In fact, the officer waited about twice that long during which period Mr. Cavagnaro was not able to reach his attorney and again advised petitioner of his rights. At that time, he walked away from the officer while they were being read to him. The officer then turned off the machine and prepared to return to patrol duty. Approximately 15 minutes later, Mr. Cavagnaro reached his attorney who told him to take the test. The officer told him it was too late and declined to administer it. It is conceded that approximately two and one-half hours had elapsed between petitioner's arrest and the time he told the officer he would take the test.

Petitioner relies on Kauffman v. Motor Vehicles Div., 10 Or. App. 582, 500 P.2d 473, Sup.Ct. review denied (1972). There we said:

"* * * There was a conflict in the testimony between the officer and the petitioner. Since there is evidence to support a finding that the state police officer confused the petitioner concerning his rights under the statute by allowing him to wait for the arrival of his attorney before submitting to the breathalyzer test, we are bound thereby * * *." 10 Or. App. at 584, 500 P.2d at 474.
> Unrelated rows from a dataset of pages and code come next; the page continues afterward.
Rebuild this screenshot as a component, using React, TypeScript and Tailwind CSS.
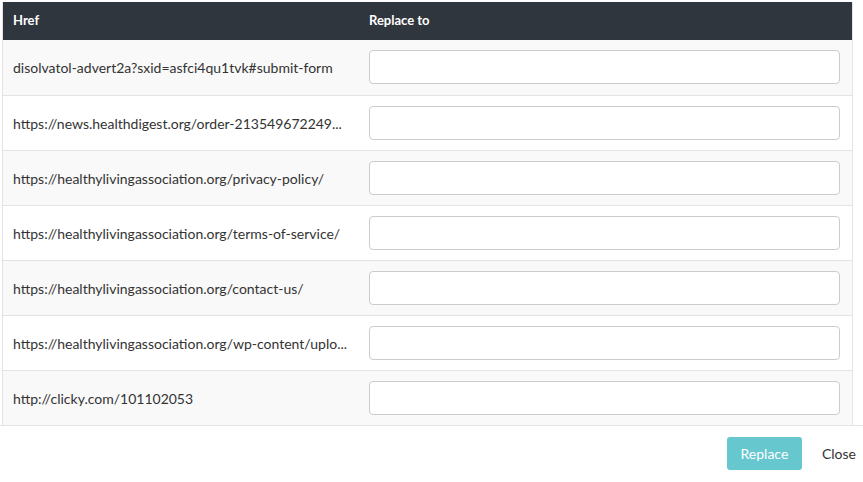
const rows = [
  "disolvatol-advert2a?sxid=asfci4qu1tvk#submit-form",
  "https://news.healthdigest.org/order-213549672249...",
  "https://healthylivingassociation.org/privacy-policy/",
  "https://healthylivingassociation.org/terms-of-service/",
  "https://healthylivingassociation.org/contact-us/",
  "https://healthylivingassociation.org/wp-content/uplo...",
  "http://clicky.com/101102053",
];

export default function App() {
  return (
    <div
      className="w-[863px] h-[482px] bg-white text-[#333] overflow-hidden"
      style={{ fontFamily: "Lato, 'Liberation Sans', sans-serif" }}
    >
      {/* Table */}
      <div className="pt-[2px] pl-[2px] w-[853px]">
        <div className="border-l border-r border-[#e3e3e3]">
          <table className="w-full table-fixed border-collapse text-[14px]">
            <colgroup>
              <col className="w-[356px]" />
              <col />
            </colgroup>
            <thead>
              <tr className="bg-[#2f363e] text-white h-[38px] text-[13px]">
                <th className="text-left font-bold px-[10px]">Href</th>
                <th className="text-left font-bold px-[10px]">Replace to</th>
              </tr>
            </thead>
            <tbody>
              {rows.map((href, i) => (
                <tr
                  key={i}
                  className={`h-[55px] ${i > 0 ? "border-t border-[#e3e3e3]" : ""} ${
                    i % 2 === 0 ? "bg-[#f9f9f9]" : "bg-white"
                  }`}
                >
                  <td className="pl-[10px] pr-[6px] pt-[1px] whitespace-nowrap overflow-hidden">{href}</td>
                  <td className="pl-[10px] pr-[12px]">
                    <input
                      type="text"
                      className="block w-full h-[34px] bg-white border border-[#ccc] rounded-[4px] px-3 outline-none"
                    />
                  </td>
                </tr>
              ))}
            </tbody>
          </table>
        </div>
      </div>

      {/* Footer */}
      <div className="border-t border-[#e3e3e3] h-[56px] flex items-center justify-end pr-[7px] gap-[20px]">
        <button className="h-[33px] w-[75px] rounded-[3px] bg-[#66c7cf] text-white text-[14px]">
          Replace
        </button>
        <button className="text-[14px] text-[#333]">Close</button>
      </div>
    </div>
  );
}
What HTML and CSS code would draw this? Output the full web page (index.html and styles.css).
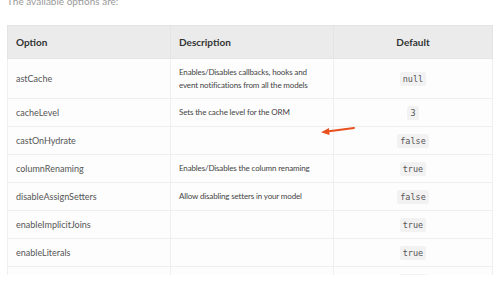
FILE: index.html
```html
<!DOCTYPE html>
<html>
<head>
<meta charset="utf-8">
<link rel="stylesheet" href="styles.css">
</head>
<body>
<div class="page">
  <p class="intro">The available options are:</p>
  <div class="table-wrap">
    <table class="opts">
      <thead>
        <tr><th class="c-opt">Option</th><th class="c-desc">Description</th><th class="c-def">Default</th></tr>
      </thead>
      <tbody>
        <tr class="tall"><td>astCache</td><td class="desc">Enables/Disables callbacks, hooks and event notifications from all the models</td><td class="def"><code>null</code></td></tr>
        <tr><td>cacheLevel</td><td class="desc">Sets the cache level for the ORM</td><td class="def"><code>3</code></td></tr>
        <tr><td>castOnHydrate</td><td class="desc"></td><td class="def"><code>false</code></td></tr>
        <tr><td>columnRenaming</td><td class="desc">Enables/Disables the column renaming</td><td class="def"><code>true</code></td></tr>
        <tr><td>disableAssignSetters</td><td class="desc">Allow disabling setters in your model</td><td class="def"><code>false</code></td></tr>
        <tr><td>enableImplicitJoins</td><td class="desc"></td><td class="def"><code>true</code></td></tr>
        <tr><td>enableLiterals</td><td class="desc"></td><td class="def"><code>true</code></td></tr>
        <tr><td>escapeIdentifiers</td><td class="desc"></td><td class="def"><code>true</code></td></tr>
      </tbody>
    </table>
    <svg class="arrow" width="40" height="14" viewBox="0 0 40 14">
      <path d="M35 5 L8 8.5" stroke="#e8501e" stroke-width="2" stroke-linecap="round" fill="none"/>
      <path d="M2 9.2 L10 5 L10.5 12 Z" fill="#e8501e"/>
    </svg>
  </div>
</div>
</body>
</html>
```
FILE: styles.css
```css
html, body {
  margin: 0;
  padding: 0;
  background: #ffffff;
  overflow: hidden;
}
.page {
  width: 500px;
  height: 283px;
  padding: 0 7px;
  box-sizing: border-box;
  font-family: Lato, "Open Sans", sans-serif;
  color: #444;
}
.intro {
  margin: -8px 0 0 0;
  height: 33px;
  font-size: 10px;
  line-height: 18px;
  color: #9a9a9a;
}
.table-wrap {
  position: relative;
}
.opts {
  width: 486px;
  border-collapse: collapse;
  table-layout: fixed;
  font-size: 9px;
}
.opts th {
  background: #ebebeb;
  height: 32px;
  padding: 0 8px;
  font-size: 10px;
  font-weight: 700;
  color: #333;
  text-align: left;
  border: 1px solid #e4e4e4;
}
.opts th.c-opt { width: 146px; }
.opts th.c-desc { width: 146px; }
.opts th.c-def { text-align: center; }
.opts td {
  height: 28px;
  padding: 0 8px;
  box-sizing: border-box;
  background: #fdfdfd;
  border: 1px solid #efefef;
  color: #555;
  line-height: 13px;
  vertical-align: middle;
}
.opts td.desc {
  font-size: 8px;
  letter-spacing: -0.15px;
  color: #444;
}
.opts tr.tall td { height: 40px; }
.opts td.def { text-align: center; }
.opts code {
  font-family: "DejaVu Sans Mono", "Liberation Mono", monospace;
  font-size: 8.5px;
  color: #555;
  background: #f2f2f2;
  padding: 2px 3px;
  border-radius: 2px;
}
.arrow {
  position: absolute;
  left: 312px;
  top: 98px;
}
```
Here, unlike Kauffman, there was no conflict between the testimony of the officer and the petitioner. On the contrary, the petitioner himself testified:

"Q After you started dialing and after you had no success or after the other officer had dialed and you had no success, did Officer Seller indicate to you that the time was up, or words to that effect?
"A No, that's when he told me the time was up as far as the phone was concerned, that I had to take the test.
"Q So that point in time, you were aware that — if you were not aware before that — you were aware that now is the time to refuse or not refuse, is that correct, at least from Officer Seller's standpoint?
"A Well, he indicated that I had to take it then. And I still felt that because I'm not experienced in all these things that I wanted to talk to someone who at least had a little interest in me."

In Stratikos v. Dept. of Motor Vehicles, 4 Or. App. 313, 477 P.2d 237 (1970), 478 P.2d 654, Sup.Ct. review denied (1971), we said:

"* * * In State v. Pandoli, 109 N.J. Super. 1, 262 A.2d 41 (1970), the petitioner contended that there was no flat refusal to take the test where he refused to take the test until he had an opportunity to call his attorney. As in the case at bar, the upshot of the demand was that he did not take the test. The court said:
"`* * * As a matter of law, defendant had no right to have the advice *1092 of an attorney before determining whether he would accede to the test, insofar as the sanction of revocation for refusal is concerned. See State v. Kenderski, 99 N.J. Super. 224, 229-230, 239 A.2d 249 (App.Div. 1968); Ent v. State, Department of Motor Vehicles, 265 Cal. App. 2d 936, 71 Cal. Rptr. 726 (Ct.App. 1968).
"`In any event, the request for consultation with counsel necessarily involved a delay in administration of the test. Having in mind the remedial purpose of the statute, and the rapidity with which the passage of time and the physiological processes tend to eliminate evidence of ingested alcohol in the system, it is sensible to construe the statute to mean that anything substantially short of an unqualified, unequivocal assent to an officer's request that the arrested motorist take the test constitutes a refusal to do so. * * * The occasion is not one for debate, maneuver or negotiation, but rather for a simple "yes" or "no" to the officer's request.' 109 N.J. Super. at 4, 262 A.2d [41] at 42.
"A line of California cases has held that a qualified refusal to take the test, the qualification being that attorney or physician be present, is a refusal calling for loss of driver's license, and this is so even though the equivocation causes only 30 to 40 minutes loss of time in administering the test * * *." 4 Or. App. at 315-316, 477 P.2d at 239.

See also: Johnson v. Dept. of Motor Vehicles, 5 Or. App. 617, 485 P.2d 1258 (1971).

We conclude that as a matter of law, the voluntary postponement for a specified period of time of the administration of a breathalyzer test by a police officer to enable the driver to contact an attorney does not itself constitute the waiver of a valid previous demand to take the test beyond the time allowed by the officer.

Reversed with instructions to reinstate the order of the Motor Vehicles Division suspending petitioner's driver's license.